Even now, when you see hollyhocks beside an old house, they look like they’ve always been there.

Flowers That Thrive on the Plains

Some flowers were especially suited to prairie conditions.

Blanket flower, also called gaillardia, is one of those prairie garden flowers that seems perfectly built for dry soil, wind, and long summer heat. Its red and yellow blooms brighten a garden without asking for much care.

Another old favorite is the four-o’clock flower. These plants open their blossoms in the late afternoon and reseed themselves easily. Once they appear in a garden, they often come back on their own year after year.

They aren’t delicate flowers.

But they are dependable.

And on the prairie that matters more than perfection.
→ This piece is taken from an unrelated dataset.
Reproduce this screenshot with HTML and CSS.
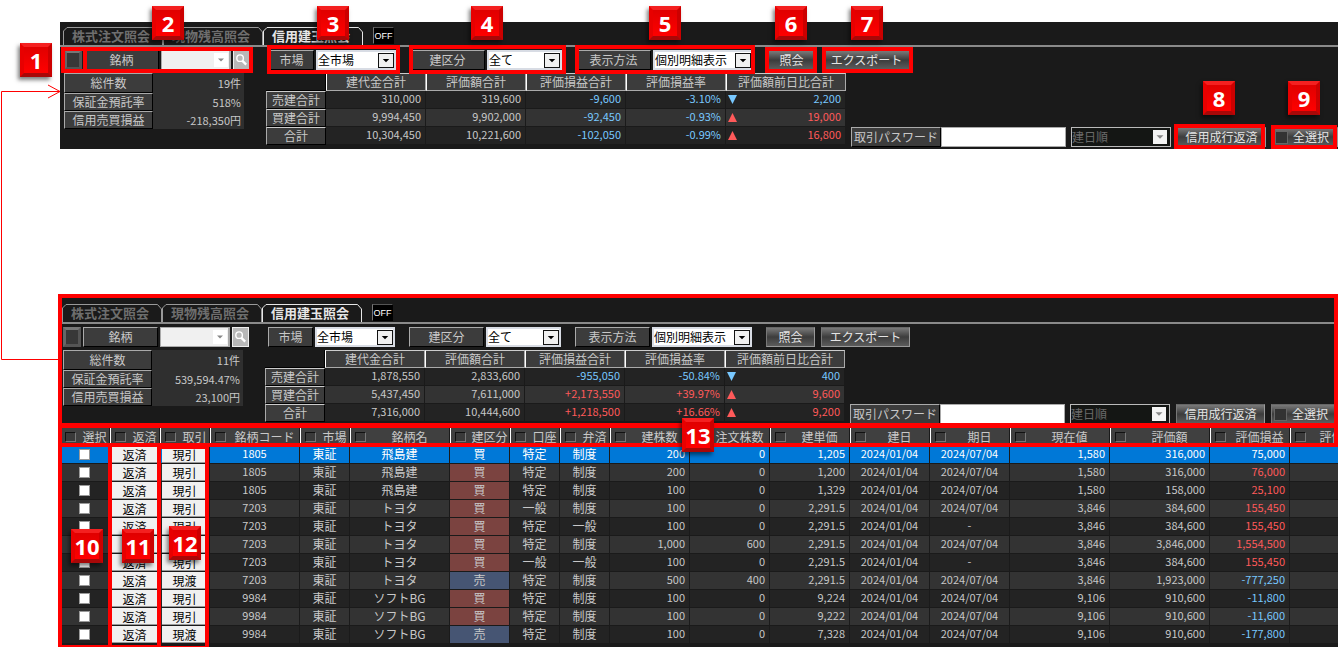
FILE: index.html
```html
<!DOCTYPE html>
<html lang="ja">
<head>
<meta charset="utf-8">
<title>信用建玉照会</title>
<link rel="stylesheet" href="styles.css">
</head>
<body>
<svg class="defs" width="0" height="0" aria-hidden="true">
  <symbol id="arrow" viewBox="0 0 16 16"><path d="M4 6h8l-4 4z" fill="currentColor"/></symbol>
  <symbol id="lens" viewBox="0 0 16 16"><circle cx="6.5" cy="6" r="3.5" fill="#b8b8b8" stroke="#fff" stroke-width="1.5"/><path d="M9 9l4 4" stroke="#fff" stroke-width="2.5"/></symbol>
  <symbol id="tab" viewBox="0 0 100 18" preserveAspectRatio="none"><path d="M.5 18V4L4 .5H95.500L99.500 5V18" fill="none" stroke="currentColor" stroke-width="1"/></symbol>
</svg>
<main class="guide">
  <section class="panel panel-top">
    <div class="head">
      <nav class="tabs">
        <a class="tab" href="#"><svg><use href="#tab"/></svg>株式注文照会</a>
        <a class="tab" href="#"><svg><use href="#tab"/></svg>現物残高照会</a>
        <a class="tab active" href="#"><svg><use href="#tab"/></svg>信用建玉照会</a>
        <button class="off" type="button">OFF</button>
      </nav>
      <form class="toolbar">
        <div class="group symbol">
          <input class="toggle" type="checkbox" aria-label="銘柄指定">
          <label class="caption mid" for="code1">銘柄</label>
          <span class="combo blank"><input id="code1" type="text"><svg class="arrow"><use href="#arrow"/></svg></span>
          <button class="search" type="button" aria-label="検索"><svg><use href="#lens"/></svg></button>
        </div>
        <div class="group">
          <label class="caption small" for="market1">市場</label>
          <span class="combo market"><select id="market1"><option>全市場</option></select><svg class="arrow"><use href="#arrow"/></svg></span>
        </div>
        <div class="group">
          <label class="caption mid" for="side1">建区分</label>
          <span class="combo side"><select id="side1"><option>全て</option></select><svg class="arrow"><use href="#arrow"/></svg></span>
        </div>
        <div class="group">
          <label class="caption mid" for="view1">表示方法</label>
          <span class="combo view"><select id="view1"><option>個別明細表示</option></select><svg class="arrow"><use href="#arrow"/></svg></span>
        </div>
        <div class="group actions">
          <button class="btn query" type="button">照会</button>
          <button class="btn export" type="button">エクスポート</button>
        </div>
      </form>
      <div class="figures">
        <table class="stats">
          <tr><th>総件数</th><td>19件</td></tr>
          <tr><th>保証金預託率</th><td>518%</td></tr>
          <tr><th>信用売買損益</th><td>-218,350円</td></tr>
        </table>
        <table class="totals">
          <tr><td class="corner"></td><th>建代金合計</th><th>評価額合計</th><th>評価損益合計</th><th>評価損益率</th><th class="wide">評価額前日比合計</th></tr>
          <tr><th>売建合計</th><td>310,000</td><td>319,600</td><td class="down">-9,600</td><td class="down">-3.10%</td><td class="down"><i class="tri fall"></i>2,200</td></tr>
          <tr><th>買建合計</th><td>9,994,450</td><td>9,902,000</td><td class="down">-92,450</td><td class="down">-0.93%</td><td class="up"><i class="tri rise"></i>19,000</td></tr>
          <tr><th>合計</th><td>10,304,450</td><td>10,221,600</td><td class="down">-102,050</td><td class="down">-0.99%</td><td class="up"><i class="tri rise"></i>16,800</td></tr>
        </table>
        <form class="order">
          <label class="caption pass" for="pass1">取引パスワード</label>
          <input class="password" id="pass1" type="password">
          <span class="combo sort"><select aria-label="並び順" disabled><option>建日順</option></select><svg class="arrow"><use href="#arrow"/></svg></span>
          <button class="btn repay" type="button">信用成行返済</button>
          <label class="btn all"><input type="checkbox">全選択</label>
        </form>
      </div>
    </div>
  </section>

  <section class="panel panel-bottom">
    <div class="head">
      <nav class="tabs">
        <a class="tab" href="#"><svg><use href="#tab"/></svg>株式注文照会</a>
        <a class="tab" href="#"><svg><use href="#tab"/></svg>現物残高照会</a>
        <a class="tab active" href="#"><svg><use href="#tab"/></svg>信用建玉照会</a>
        <button class="off" type="button">OFF</button>
      </nav>
      <form class="toolbar">
        <div class="group symbol">
          <input class="toggle" type="checkbox" aria-label="銘柄指定">
          <label class="caption mid" for="code2">銘柄</label>
          <span class="combo blank"><input id="code2" type="text"><svg class="arrow"><use href="#arrow"/></svg></span>
          <button class="search" type="button" aria-label="検索"><svg><use href="#lens"/></svg></button>
        </div>
        <div class="group">
          <label class="caption small" for="market2">市場</label>
          <span class="combo market"><select id="market2"><option>全市場</option></select><svg class="arrow"><use href="#arrow"/></svg></span>
        </div>
        <div class="group">
          <label class="caption mid" for="side2">建区分</label>
          <span class="combo side"><select id="side2"><option>全て</option></select><svg class="arrow"><use href="#arrow"/></svg></span>
        </div>
        <div class="group">
          <label class="caption mid" for="view2">表示方法</label>
          <span class="combo view"><select id="view2"><option>個別明細表示</option></select><svg class="arrow"><use href="#arrow"/></svg></span>
        </div>
        <div class="group actions">
          <button class="btn query" type="button">照会</button>
          <button class="btn export" type="button">エクスポート</button>
        </div>
      </form>
      <div class="figures">
        <table class="stats">
          <tr><th>総件数</th><td>11件</td></tr>
          <tr><th>保証金預託率</th><td>539,594.47%</td></tr>
          <tr><th>信用売買損益</th><td>23,100円</td></tr>
        </table>
        <table class="totals">
          <tr><td class="corner"></td><th>建代金合計</th><th>評価額合計</th><th>評価損益合計</th><th>評価損益率</th><th class="wide">評価額前日比合計</th></tr>
          <tr><th>売建合計</th><td>1,878,550</td><td>2,833,600</td><td class="down">-955,050</td><td class="down">-50.84%</td><td class="down"><i class="tri fall"></i>400</td></tr>
          <tr><th>買建合計</th><td>5,437,450</td><td>7,611,000</td><td class="up">+2,173,550</td><td class="up">+39.97%</td><td class="up"><i class="tri rise"></i>9,600</td></tr>
          <tr><th>合計</th><td>7,316,000</td><td>10,444,600</td><td class="up">+1,218,500</td><td class="up">+16.66%</td><td class="up"><i class="tri rise"></i>9,200</td></tr>
        </table>
        <form class="order">
          <label class="caption pass" for="pass2">取引パスワード</label>
          <input class="password" id="pass2" type="password">
          <span class="combo sort"><select aria-label="並び順" disabled><option>建日順</option></select><svg class="arrow"><use href="#arrow"/></svg></span>
          <button class="btn repay" type="button">信用成行返済</button>
          <label class="btn all"><input type="checkbox">全選択</label>
        </form>
      </div>
    </div>

    <table class="positions">
      <colgroup><col class="w50"><col class="w50"><col class="w50"><col class="w90"><col class="w50"><col class="w100"><col class="w60"><col class="w50"><col class="w50"><col class="w80"><col class="w80"><col class="w80"><col class="w80"><col class="w80"><col class="w100"><col class="w100"><col class="w80"><col class="w100"></colgroup>
      <thead>
        <tr>
          <th><label><input type="checkbox"><span>選択</span></label></th>
          <th><label><input type="checkbox"><span>返済</span></label></th>
          <th><label><input type="checkbox"><span>取引</span></label></th>
          <th><label><input type="checkbox"><span>銘柄コード</span></label></th>
          <th><label><input type="checkbox"><span>市場</span></label></th>
          <th><label><input type="checkbox"><span>銘柄名</span></label></th>
          <th><label><input type="checkbox"><span>建区分</span></label></th>
          <th><label><input type="checkbox"><span>口座</span></label></th>
          <th><label><input type="checkbox"><span>弁済</span></label></th>
          <th><label><input type="checkbox"><span>建株数</span></label></th>
          <th><label><input type="checkbox"><span>注文株数</span></label></th>
          <th><label><input type="checkbox"><span>建単価</span></label></th>
          <th><label><input type="checkbox"><span>建日</span></label></th>
          <th><label><input type="checkbox"><span>期日</span></label></th>
          <th><label><input type="checkbox"><span>現在値</span></label></th>
          <th><label><input type="checkbox"><span>評価額</span></label></th>
          <th><label><input type="checkbox"><span>評価損益</span></label></th>
          <th><label><input type="checkbox"><span>評価損益率</span></label></th>
        </tr>
      </thead>
      <tbody>
        <tr class="current"><td><input type="checkbox" aria-label="選択"></td><td><button type="button">返済</button></td><td><button type="button">現引</button></td><td>1805</td><td>東証</td><td>飛島建</td><td>買</td><td>特定</td><td>制度</td><td>200</td><td>0</td><td>1,205</td><td>2024/01/04</td><td>2024/07/04</td><td>1,580</td><td>316,000</td><td>75,000</td><td></td></tr>
        <tr><td><input type="checkbox" aria-label="選択"></td><td><button type="button">返済</button></td><td><button type="button">現引</button></td><td>1805</td><td>東証</td><td>飛島建</td><td class="buy">買</td><td>特定</td><td>制度</td><td>200</td><td>0</td><td>1,200</td><td>2024/01/04</td><td>2024/07/04</td><td>1,580</td><td>316,000</td><td class="up">76,000</td><td></td></tr>
        <tr><td><input type="checkbox" aria-label="選択"></td><td><button type="button">返済</button></td><td><button type="button">現引</button></td><td>1805</td><td>東証</td><td>飛島建</td><td class="buy">買</td><td>特定</td><td>制度</td><td>100</td><td>0</td><td>1,329</td><td>2024/01/04</td><td>2024/07/04</td><td>1,580</td><td>158,000</td><td class="up">25,100</td><td></td></tr>
        <tr><td><input type="checkbox" aria-label="選択"></td><td><button type="button">返済</button></td><td><button type="button">現引</button></td><td>7203</td><td>東証</td><td>トヨタ</td><td class="buy">買</td><td>一般</td><td>制度</td><td>100</td><td>0</td><td>2,291.5</td><td>2024/01/04</td><td>2024/07/04</td><td>3,846</td><td>384,600</td><td class="up">155,450</td><td></td></tr>
        <tr><td><input type="checkbox" aria-label="選択"></td><td><button type="button">返済</button></td><td><button type="button">現引</button></td><td>7203</td><td>東証</td><td>トヨタ</td><td class="buy">買</td><td>特定</td><td>一般</td><td>100</td><td>0</td><td>2,291.5</td><td>2024/01/04</td><td>-</td><td>3,846</td><td>384,600</td><td class="up">155,450</td><td></td></tr>
        <tr><td><input type="checkbox" aria-label="選択"></td><td><button type="button">返済</button></td><td><button type="button">現引</button></td><td>7203</td><td>東証</td><td>トヨタ</td><td class="buy">買</td><td>特定</td><td>制度</td><td>1,000</td><td>600</td><td>2,291.5</td><td>2024/01/04</td><td>2024/07/04</td><td>3,846</td><td>3,846,000</td><td class="up">1,554,500</td><td></td></tr>
        <tr><td><input type="checkbox" aria-label="選択"></td><td><button type="button">返済</button></td><td><button type="button">現引</button></td><td>7203</td><td>東証</td><td>トヨタ</td><td class="buy">買</td><td>一般</td><td>一般</td><td>100</td><td>0</td><td>2,291.5</td><td>2024/01/04</td><td>-</td><td>3,846</td><td>384,600</td><td class="up">155,450</td><td></td></tr>
        <tr><td><input type="checkbox" aria-label="選択"></td><td><button type="button">返済</button></td><td><button type="button">現渡</button></td><td>7203</td><td>東証</td><td>トヨタ</td><td class="sell">売</td><td>特定</td><td>制度</td><td>500</td><td>400</td><td>2,291.5</td><td>2024/01/04</td><td>2024/07/04</td><td>3,846</td><td>1,923,000</td><td class="down">-777,250</td><td></td></tr>
        <tr><td><input type="checkbox" aria-label="選択"></td><td><button type="button">返済</button></td><td><button type="button">現引</button></td><td>9984</td><td>東証</td><td>ソフトBG</td><td class="buy">買</td><td>特定</td><td>制度</td><td>100</td><td>0</td><td>9,224</td><td>2024/01/04</td><td>2024/07/04</td><td>9,106</td><td>910,600</td><td class="down">-11,800</td><td></td></tr>
        <tr><td><input type="checkbox" aria-label="選択"></td><td><button type="button">返済</button></td><td><button type="button">現引</button></td><td>9984</td><td>東証</td><td>ソフトBG</td><td class="buy">買</td><td>特定</td><td>制度</td><td>100</td><td>0</td><td>9,222</td><td>2024/01/04</td><td>2024/07/04</td><td>9,106</td><td>910,600</td><td class="down">-11,600</td><td></td></tr>
        <tr><td><input type="checkbox" aria-label="選択"></td><td><button type="button">返済</button></td><td><button type="button">現渡</button></td><td>9984</td><td>東証</td><td>ソフトBG</td><td class="sell">売</td><td>特定</td><td>制度</td><td>100</td><td>0</td><td>7,328</td><td>2024/01/04</td><td>2024/07/04</td><td>9,106</td><td>910,600</td><td class="down">-177,800</td><td></td></tr>
      </tbody>
    </table>
  </section>

  <div class="marks">
    <svg class="link" viewBox="0 0 64 280"><path d="M58 276.500H1.500V8.500H60M48 2L60 8.500L48 15" fill="none" stroke="#f00" stroke-width="1"/></svg>
    <div class="frame f1"></div><div class="frame f2"></div><div class="frame f3"></div>
    <div class="frame f4"></div><div class="frame f5"></div><div class="frame f6"></div>
    <div class="frame f7"></div><div class="frame f8"></div><div class="frame f9"></div>
    <div class="frame fhead"></div><div class="frame f10"></div><div class="frame f11"></div>
    <div class="frame f12"></div><div class="frame f13"></div>
    <span class="badge b1">1</span><span class="badge b2">2</span><span class="badge b3">3</span>
    <span class="badge b4">4</span><span class="badge b5">5</span><span class="badge b6">6</span>
    <span class="badge b7">7</span><span class="badge b8">8</span><span class="badge b9">9</span>
    <span class="badge b10">10</span><span class="badge b11">11</span><span class="badge b12">12</span>
    <span class="badge b13">13</span>
  </div>
</main>
</body>
</html>
```

FILE: styles.css
```css
* { box-sizing: border-box; }
body {
  margin: 0;
  background: #fff;
  overflow: hidden;
  font: 12px/16px "Noto Sans CJK JP", sans-serif;
  color: #c8c8c8;
}
button, input, select { font: inherit; color: inherit; margin: 0; padding: 0; border-radius: 0; }
select, input[type="checkbox"] { appearance: none; }
table { border-collapse: separate; border-spacing: 0; }
th, td { padding: 0; font-weight: normal; white-space: nowrap; }
.defs { position: absolute; }

.guide { position: relative; padding-top: 22px; }
.panel { background: #1a1a1a; overflow: hidden; }
.panel-top { margin-left: 60px; margin-bottom: 149px; }
.panel-bottom { margin-left: 59px; padding: 1px 0 3px; }
.head { height: 127px; overflow: hidden; }

/* tabs */
.tabs {
  display: flex;
  align-items: flex-end;
  height: 25px;
  padding-left: 3px;
  border-bottom: 2px solid #8a8a8a;
}
.tab {
  position: relative;
  width: 100px;
  height: 18px;
  padding-right: 4px;
  text-align: center;
  line-height: 17px;
  font-size: 13px;
  font-weight: bold;
  color: #6e6e6e;
  text-decoration: none;
}
.tab svg { position: absolute; inset: 0; width: 100%; height: 100%; color: #999; }
.tab.active, .tab.active svg { color: #e6e6e6; }
.off {
  width: 21px;
  height: 17px;
  margin-left: 10px;
  margin-bottom: 1px;
  border: 1px solid #000;
  border-left-color: #777;
  border-top-color: #555;
  background: #000;
  color: #fff;
  font: 9px/14px "Liberation Sans", sans-serif;
}

/* search conditions */
.toolbar { display: flex; gap: 14px; padding: 3px 0 0 4px; }
.group { display: flex; gap: 2px; }
.symbol { width: 191px; }
.actions { gap: 6px; }
.caption {
  height: 20px;
  line-height: 18px;
  text-align: center;
  background: #3c3c3c;
  border: 1px solid #000;
  border-top-color: #aaa;
  border-left-color: #aaa;
}
.mid { width: 75px; }
.small { width: 45px; }
.toggle {
  width: 18px;
  height: 20px;
  border: 3px solid #555;
  border-top-color: #777;
  border-left-color: #666;
  background: #383838;
}
.combo {
  display: flex;
  align-items: center;
  height: 20px;
  border: 2px solid #d8dce4;
  background: #fff;
  color: #000;
}
.combo select, .combo input { flex: 1; min-width: 0; height: 16px; border: 0; background: transparent; color: #000; opacity: 1; line-height: 16px; }
.arrow { flex: none; width: 16px; height: 15px; border: 1px solid #111; background: #f0f0f0; }
.market { width: 80px; }
.side { width: 75px; }
.view { width: 100px; }
.blank { width: 70px; border: 1px solid #aaa; border-right-width: 2px; background: #f0f0f0; }
.blank .arrow { width: 14px; height: 14px; margin-right: 1px; border-color: #fff; color: #888; background: #fff; }
.search { width: 17px; height: 20px; border: 1px solid #eee; background: #b8b8b8; }
.search svg { display: block; width: 15px; height: 18px; }
.btn {
  height: 20px;
  line-height: 18px;
  text-align: center;
  border: 1px solid #999;
  border-top-color: #666;
  border-left-color: #777;
  background: linear-gradient(#7a7a7a, #3c3c3c 50%, #5c5c5c);
  color: #e4e4e4;
}
.query { width: 49px; }
.export { width: 89px; }

/* summary figures */
.figures { display: flex; align-items: flex-start; padding: 3px 0 0 4px; }
.stats { width: 180px; margin-right: 22px; text-align: right; }
.stats th { width: 89px; height: 18px; text-align: center; background: #3c3c3c; border: 1px solid #000; border-top-color: #aaa; border-left-color: #aaa; }
.stats td { padding-right: 3px; background: #2f2f2f; font-size: 11px; }
.stats tr:first-child th { height: 20px; }
.stats th, .stats td { line-height: 16px; }
.totals { table-layout: fixed; width: 580px; margin-right: 5px; text-align: right; }
.totals th { height: 18px; line-height: 16px; text-align: center; background: #3c3c3c; border: 1px solid #aaa; border-left-color: #fff; border-top-color: #ccc; }
.totals tr > :first-child { width: 60px; border-left-color: #aaa; border-right-color: #000; border-bottom-color: #000; }
.totals .wide { width: 120px; }
.totals td { padding-right: 4px; line-height: 15px; vertical-align: top; font-size: 11px; border-right: 1px solid #1a1a1a; border-bottom: 1px solid #1a1a1a; background: #232323; }
.totals tr:nth-child(3) td { background: #333; }
.totals .corner { background: transparent; border-color: transparent; }
.tri { float: left; width: 9px; height: 9px; margin: 4px 0 0 2px; background: currentColor; }
.fall { clip-path: polygon(0 0, 100% 0, 50% 100%); }
.rise { clip-path: polygon(50% 0, 100% 100%, 0 100%); }
.up, .current .up { color: #ff5a5a; }
.down { color: #78c8ff; }

.order { display: flex; padding-top: 54px; }
.pass { width: 90px; }
.password { width: 125px; height: 20px; border: 1px solid #aaa; background: #fff; color: #000; }
.sort { width: 100px; margin: 0 6px 0 5px; border: 1px solid #bbb; background: #141614; }
.sort select { color: #6a6a6a; }
.sort .arrow { width: 14px; height: 14px; margin-right: 3px; border: 0; color: #888; background: #f4f4f4; }
.repay { width: 89px; margin-right: 6px; }
.all { display: flex; align-items: center; gap: 5px; width: 66px; padding-left: 2px; white-space: nowrap; }
.all input { width: 13px; height: 13px; border: 1px solid #666; background: #333; }

/* positions */
.positions { table-layout: fixed; width: 1330px; margin-left: 1px; text-align: center; }
.w50 { width: 50px; }
.w60 { width: 60px; }
.w80 { width: 80px; }
.w90 { width: 90px; }
.w100 { width: 100px; }
.panel-bottom .head { margin-bottom: 1px; }
.positions th { height: 19px; background: #404040; border: 1px solid #1a1a1a; border-top-color: #fff; border-left-color: #fff; overflow: hidden; }
.positions label { display: flex; align-items: center; gap: 4px; padding-left: 4px; line-height: 15px; }
.positions label span { flex: 1; }
.positions label input { flex: none; width: 11px; height: 10px; border: 1px solid #777; border-top-color: #111; border-left-color: #111; background: #3a3a3a; }
.positions td { height: 18px; line-height: 15px; vertical-align: top; border-right: 1px solid #1a1a1a; border-bottom: 1px solid #1a1a1a; background: #232323; }
.positions tr:nth-child(even) td { background: #333; }
.positions tr.current td { background: #0078d7; color: #fff; }
.positions tr .buy.buy { background: #7b4340; }
.positions tr .sell.sell { background: #465573; }
.positions td:nth-child(4), .positions td:nth-child(n+10) { font-size: 11px; }
.positions td:nth-child(n+10):not(:nth-child(13)):not(:nth-child(14)) { text-align: right; padding-right: 4px; }
.positions td input { display: block; width: 11px; height: 11px; margin: 3px auto 0; border: 1px solid #999; background: #fff; }
.positions td button { display: block; width: 45px; height: 17px; margin: 0 auto; line-height: 15px; border: 0; border-bottom: 1px solid #999; background: #f0f0f0; color: #000; }

/* numbered callouts drawn over the screens */
.marks { position: absolute; inset: 0; pointer-events: none; }
.link { position: absolute; left: 0; top: 83px; width: 64px; height: 280px; }
.frame { position: absolute; border: 4px solid #f00; }
.f1 { left: 61px; top: 47px; width: 26px; height: 26px; }
.f2 { left: 83px; top: 47px; width: 170px; height: 26px; }
.f3 { left: 267px; top: 45px; width: 133px; height: 29px; }
.f4 { left: 409px; top: 45px; width: 157px; height: 29px; }
.f5 { left: 575px; top: 45px; width: 180px; height: 29px; }
.f6 { left: 765px; top: 47px; width: 52px; height: 26px; }
.f7 { left: 822px; top: 47px; width: 91px; height: 26px; }
.f8 { left: 1174px; top: 124px; width: 91px; height: 25px; }
.f9 { left: 1271px; top: 125px; width: 66px; height: 24px; }
.fhead { left: 58px; right: 0; top: 294px; height: 133px; }
.f10 { left: 58px; top: 443px; width: 54px; height: 206px; }
.f11 { left: 108px; top: 443px; width: 53px; height: 206px; }
.f12 { left: 157px; top: 445px; width: 52px; height: 205px; }
.f13 { left: 58px; right: 0; top: 424px; height: 23px; }
.badge {
  position: absolute;
  width: 32px;
  height: 34px;
  border: 4px solid;
  border-color: #f42020 #cc0000 #a80808 #e80000;
  background: linear-gradient(#e00000, #ff0000);
  box-shadow: -2px 3px 4px rgba(0, 0, 0, .5);
  color: #fff;
  font: bold 22px/26px "Noto Sans", sans-serif;
  display: flex;
  justify-content: center;
}
.b1 { left: 20px; top: 43px; }
.b2 { left: 152px; top: 6px; }
.b3 { left: 317px; top: 6px; }
.b4 { left: 471px; top: 6px; }
.b5 { left: 649px; top: 6px; }
.b6 { left: 775px; top: 6px; }
.b7 { left: 851px; top: 6px; }
.b8 { left: 1203px; top: 81px; }
.b9 { left: 1288px; top: 81px; }
.b10 { left: 71px; top: 529px; }
.b11 { left: 122px; top: 529px; }
.b12 { left: 169px; top: 526px; }
.b13 { left: 682px; top: 418px; }
```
Seeds That Travel Through Communities

Another reason these flowers lasted so long is that many of them reseed easily.

Gardeners often saved seeds at the end of the season and planted them again the following spring.

Seeds might be stored in paper envelopes, small tins, or folded pieces of newspaper in a kitchen drawer.

Over time those seeds were shared and traded between neighbors.

That’s how certain flowers spread through entire communities.

Not through garden centers.

Through people.

The Kind of Garden I’m Planting Now

After a few years of chasing the perfect modern flower garden, I’ve started to appreciate the wisdom of the old ones.

And to be honest, this year I’m starting over anyway.

The grasshoppers destroyed almost everything in the garden last season. What they didn’t eat, the weather finished off.

Sometimes I look at my sisters’ gardens in Minnesota and Wisconsin and feel a little envious. They can toss a handful of seeds onto the soil and watch them grow like magic.

Out here, if I’m not careful, the wind will carry my seeds halfway to the next county before they even touch the ground.

Gardening has a way of reminding you where you live.

So this year I’m planting more of the old-fashioned prairie garden flowers that have already proven they belong here.

Not because they’re fashionable.

Because they work.


Thanks for pulling up a chair at the Prairie Farm Table today.